Now, I’m not dissing the well-meaning folks who developed this product. Obviously a lot of thought and good intentions have gone into it and there are a lot of people for whom this might be just the thing they need. But even as I stood in Chapters looking and coveting, I wondered what the advantages really were over using our existing lunchboxes. If we made more of an effort to use our multi-sized reusable plastic containers instead of disposable bags, wouldn’t that be pretty much the same thing? (If your objection to plastic is based on the belief that it’s intrinsically bad because it’s leaching some kind of chemicals into your food, the LL system won’t help with that because all the food is still in plastic sub-containers). Of course, we have a problem with the kids remembering to bring back reusable lunch containers — but all the compartments of the LL system can come out individually, so any or all of them might eventually get left at school, so that doesn’t put us any further ahead.
There was no price tag anywhere on the Laptop Lunchbox table, so I took two of them (the pretty pink! And the gorgeous electric blue!) to the checkout to see what the damage was. They were $39.95 each. That would be $80.00 for two new lunchboxes (each including a little booklet explaining how to make waste-free lunches — which, when you think about it, is very waste-producing because if you have three kids, do you need three booklets?) Suddenly economics and environmentalism were marching hand in hand: the cheaper choice was the more environmentally friendly choice. Make do with what we already have, instead of buying the trendy new “green” product.
My best example in this area has to be my parents. My parents would certainly not self-identify as environmentalists; my dad even has the nerve to openly express skepticism about global warming. I doubt they spend much time thinking about the most environmentally friendly choice when they go shopping. But they are both children of the Depression, and they are the masters of making do and using something till it literally cannot be used anymore.
I, for example, am cooking to this day on the stove they bought when they got married in 1962. They are using the brand-new, upgraded stove they got when they bought the house in 1972. Jason recently convinced me to buy a new cooler for camping and going up in the country, because ours had a crack in it and “after all, we’ve been using it since we got it as a wedding present 13 years ago.” Hardly impressive when you consider my parents are still going up to the country with a red METAL cooler that I’m pretty sure is older than me.
When I was a child we were the last people I knew — probably the last people in St. John’s — to get colour TV, because the old black and white was working just fine. (For at least two years, “working just fine” meant that a letterbox-style strip of black at the top and bottom of the screen grew wider and wider until we were watching a narrow band of black-and-white television that took up about two inches across the middle of the screen).
I don’t mean to imply that my parents are cheap — in fact, they are in some ways very free with their money. They travel; they love to eat out; they are very generous in their giving to church and charity. But they have simply never bought in to the idea of a disposable consumer culture, the belief that you need a new thing just because your old thing is old. (This may also explain why they’ve been married for 46 years, come to think of it).

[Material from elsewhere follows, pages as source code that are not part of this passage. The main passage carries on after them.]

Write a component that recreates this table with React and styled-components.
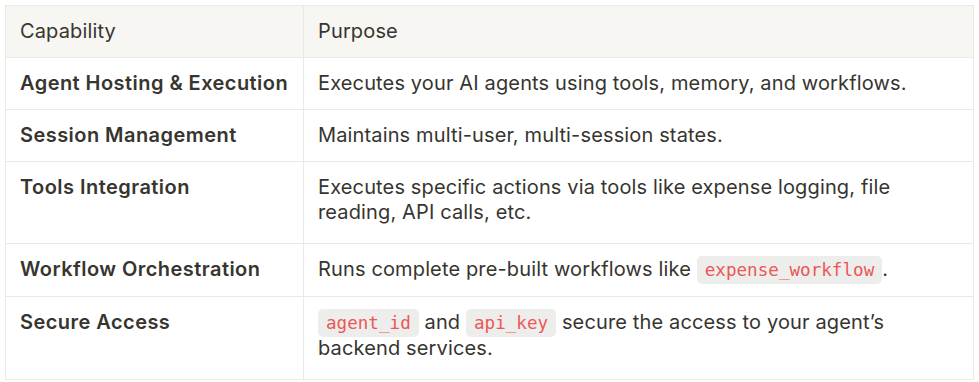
import React from 'react';
import styled, { createGlobalStyle } from 'styled-components';

const Global = createGlobalStyle`
body {
  margin: 0;
  background: #ffffff;
  font-family: Inter, "Noto Sans", sans-serif;
  color: #37352f;
}
`;

const Wrap = styled.div`
padding: 5px 5px 0 5px;
`;

const Table = styled.table`
width: 969px;
border-collapse: collapse;
table-layout: fixed;
font-size: 20px;
line-height: 25px;
letter-spacing: 0.14px;
`;

const HeadCell = styled.th`
box-sizing: border-box;
text-align: left;
font-weight: 400;
background: #f7f6f3;
border: 1px solid #e9e9e7;
padding: 13px 14px;
width: ${p => p.w || 'auto'};
`;

const Cell = styled.td`
border: 1px solid #e9e9e7;
padding: 13px 14px ${p => (p.wrap ? '18px' : '13px')} 14px;
vertical-align: top;
font-weight: ${p => (p.strong ? 600 : 400)};
letter-spacing: ${p => (p.strong ? '0.45px' : '0.14px')};
`;

const Code = styled.code`
font-family: "DejaVu Sans Mono", "Liberation Mono", monospace;
font-size: 17.6px;
letter-spacing: 0;
color: #eb5757;
background: rgba(135, 131, 120, 0.15);
border-radius: 5px;
padding: 4px 8px;
`;

const rows = [
  { name: 'Agent Hosting & Execution', text: 'Executes your AI agents using tools, memory, and workflows.' },
  { name: 'Session Management', text: 'Maintains multi-user, multi-session states.' },
  { name: 'Tools Integration', text: 'Executes specific actions via tools like expense logging, file reading, API calls, etc.', wrap: true },
  { name: 'Workflow Orchestration', text: <>Runs complete pre-built workflows like <Code>expense_workflow</Code>.</> },
  { name: 'Secure Access', text: <><Code>agent_id</Code> and <Code>api_key</Code> secure the access to your agent’s backend services.</>, wrap: true },
];

export default function App() {
  return (
    <Wrap>
      <Global />
      <Table>
        <thead>
          <tr>
            <HeadCell w="298px">Capability</HeadCell>
            <HeadCell>Purpose</HeadCell>
          </tr>
        </thead>
        <tbody>
          {rows.map(r => (
            <tr key={r.name}>
              <Cell strong wrap={r.wrap}>{r.name}</Cell>
              <Cell wrap={r.wrap}>{r.text}</Cell>
            </tr>
          ))}
        </tbody>
      </Table>
    </Wrap>
  );
}
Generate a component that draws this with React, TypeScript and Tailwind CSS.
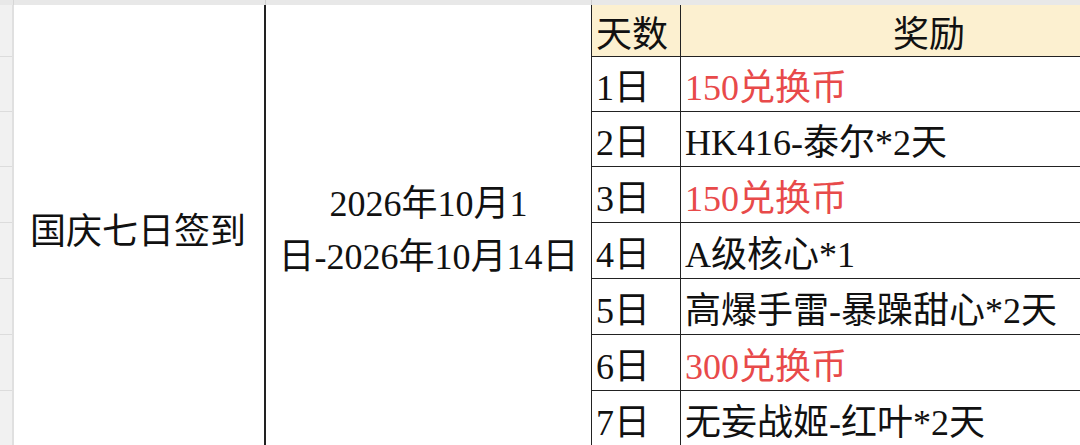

No matter how hotly I pursue goals of environmentally-friendly sustainability, I’ll be hard-pressed to match my parents’ everyday level of sustainabililty. If everyone had their attitude, there’d be a lot less stuff in landfills (though we might all be watching TV in three-inch strips).
So I left the two Laptop Lunchboxes at the check-out at Chapters and went home with a plan to be more conscious of how much packaging we use and waste in the kids’ lunches, to use more reusable containers in their existing lunchboxes and follow up on getting those containers home and washed out so they can actually be reused. Again, the Laptop Lunchbox does look like a really attractive product and if you think it’s actually something you need, go for it. But I need to remind myself to keep taking a minute — not just with lunchboxes, but with everything — to think about whether I really do need a new thing, or whether the old thing can just keep chugging along.